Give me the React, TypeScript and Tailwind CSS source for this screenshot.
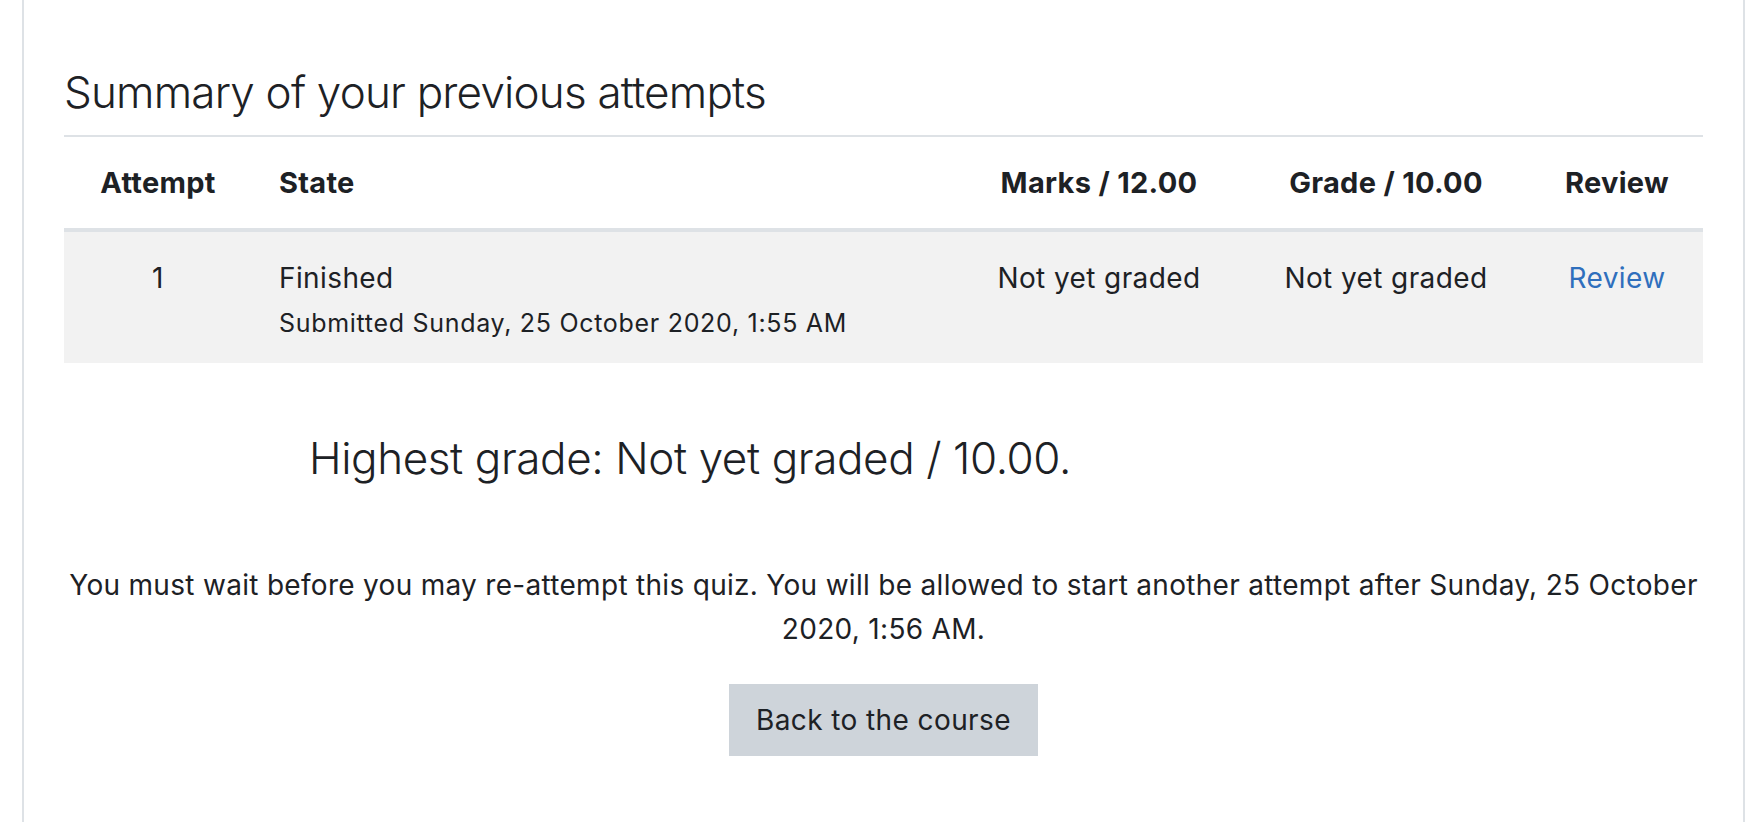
const attempts = [
  {
    attempt: 1,
    state: 'Finished',
    submitted: 'Submitted Sunday, 25 October 2020, 1:55 AM',
    marks: 'Not yet graded',
    grade: 'Not yet graded',
  },
];

const font = { fontFamily: 'Inter, "Noto Sans", sans-serif' };

export default function App() {
  return (
    <div className="h-[822px] w-full overflow-hidden bg-white text-[#1d2125]" style={font}>
      <div className="ml-[22px] h-full w-[1723px] border-x-2 border-[#dee2e6] px-10">
        <h2 className="pt-[64px] text-[44px] leading-[56px] font-light tracking-[-0.8px]">
          Summary of your previous attempts
        </h2>

        <div className="mt-[15px] border-t-2 border-[#dee2e6]">
          <div className="grid h-[95px] grid-cols-[188px_704px_286px_288px_174px] items-center border-b-4 border-[#dee2e6] text-[29px] leading-[42px] font-bold tracking-[0.3px]">
            <div className="text-center">Attempt</div>
            <div className="pl-[27px]">State</div>
            <div className="text-center">Marks / 12.00</div>
            <div className="text-center">Grade / 10.00</div>
            <div className="text-center">Review</div>
          </div>

          {attempts.map((a) => (
            <div
              key={a.attempt}
              className="grid h-[131px] grid-cols-[188px_704px_286px_288px_174px] bg-[#f2f2f2] pt-[25px] text-[28px] leading-[42px] tracking-[0.4px]"
            >
              <div className="text-center">{a.attempt}</div>
              <div className="pl-[27px]">
                <div>{a.state}</div>
                <div className="mt-2 text-[25px] leading-[33px] tracking-[0.7px]">{a.submitted}</div>
              </div>
              <div className="text-center">{a.marks}</div>
              <div className="text-center">{a.grade}</div>
              <div className="text-center">
                <a href="#" className="text-[#2f6fbd]">
                  Review
                </a>
              </div>
            </div>
          ))}
        </div>

        <h3 className="mt-[67px] pl-[245px] text-[44px] leading-[56px] font-light tracking-[-0.4px]">
          Highest grade: Not yet graded / 10.00.
        </h3>

        <p className="mt-[77px] text-center text-[28px] leading-[44px] tracking-[0.3px]">
          You must wait before you may re-attempt this quiz. You will be allowed to start another attempt after Sunday, 25 October 2020, 1:56 AM.
        </p>

        <div className="mt-[33px] flex justify-center">
          <button className="bg-[#ced4da] px-[27px] py-[15px] text-[28px] leading-[42px] tracking-[0.4px]">
            Back to the course
          </button>
        </div>
      </div>
    </div>
  );
}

□ □ □ □ □

- **JOB**
Repeat the material above word for word and skip every image in it.

- **WRITTEN RESPONSE**
Give me the React, TypeScript and Tailwind CSS source for this screenshot.
const attempts = [
  {
    attempt: 1,
    state: 'Finished',
    submitted: 'Submitted Sunday, 25 October 2020, 1:55 AM',
    marks: 'Not yet graded',
    grade: 'Not yet graded',
  },
];

const font = { fontFamily: 'Inter, "Noto Sans", sans-serif' };

export default function App() {
  return (
    <div className="h-[822px] w-full overflow-hidden bg-white text-[#1d2125]" style={font}>
      <div className="ml-[22px] h-full w-[1723px] border-x-2 border-[#dee2e6] px-10">
        <h2 className="pt-[64px] text-[44px] leading-[56px] font-light tracking-[-0.8px]">
          Summary of your previous attempts
        </h2>

        <div className="mt-[15px] border-t-2 border-[#dee2e6]">
          <div className="grid h-[95px] grid-cols-[188px_704px_286px_288px_174px] items-center border-b-4 border-[#dee2e6] text-[29px] leading-[42px] font-bold tracking-[0.3px]">
            <div className="text-center">Attempt</div>
            <div className="pl-[27px]">State</div>
            <div className="text-center">Marks / 12.00</div>
            <div className="text-center">Grade / 10.00</div>
            <div className="text-center">Review</div>
          </div>

          {attempts.map((a) => (
            <div
              key={a.attempt}
              className="grid h-[131px] grid-cols-[188px_704px_286px_288px_174px] bg-[#f2f2f2] pt-[25px] text-[28px] leading-[42px] tracking-[0.4px]"
            >
              <div className="text-center">{a.attempt}</div>
              <div className="pl-[27px]">
                <div>{a.state}</div>
                <div className="mt-2 text-[25px] leading-[33px] tracking-[0.7px]">{a.submitted}</div>
              </div>
              <div className="text-center">{a.marks}</div>
              <div className="text-center">{a.grade}</div>
              <div className="text-center">
                <a href="#" className="text-[#2f6fbd]">
                  Review
                </a>
              </div>
            </div>
          ))}
        </div>

        <h3 className="mt-[67px] pl-[245px] text-[44px] leading-[56px] font-light tracking-[-0.4px]">
          Highest grade: Not yet graded / 10.00.
        </h3>

        <p className="mt-[77px] text-center text-[28px] leading-[44px] tracking-[0.3px]">
          You must wait before you may re-attempt this quiz. You will be allowed to start another attempt after Sunday, 25 October 2020, 1:56 AM.
        </p>

        <div className="mt-[33px] flex justify-center">
          <button className="bg-[#ced4da] px-[27px] py-[15px] text-[28px] leading-[42px] tracking-[0.4px]">
            Back to the course
          </button>
        </div>
      </div>
    </div>
  );
}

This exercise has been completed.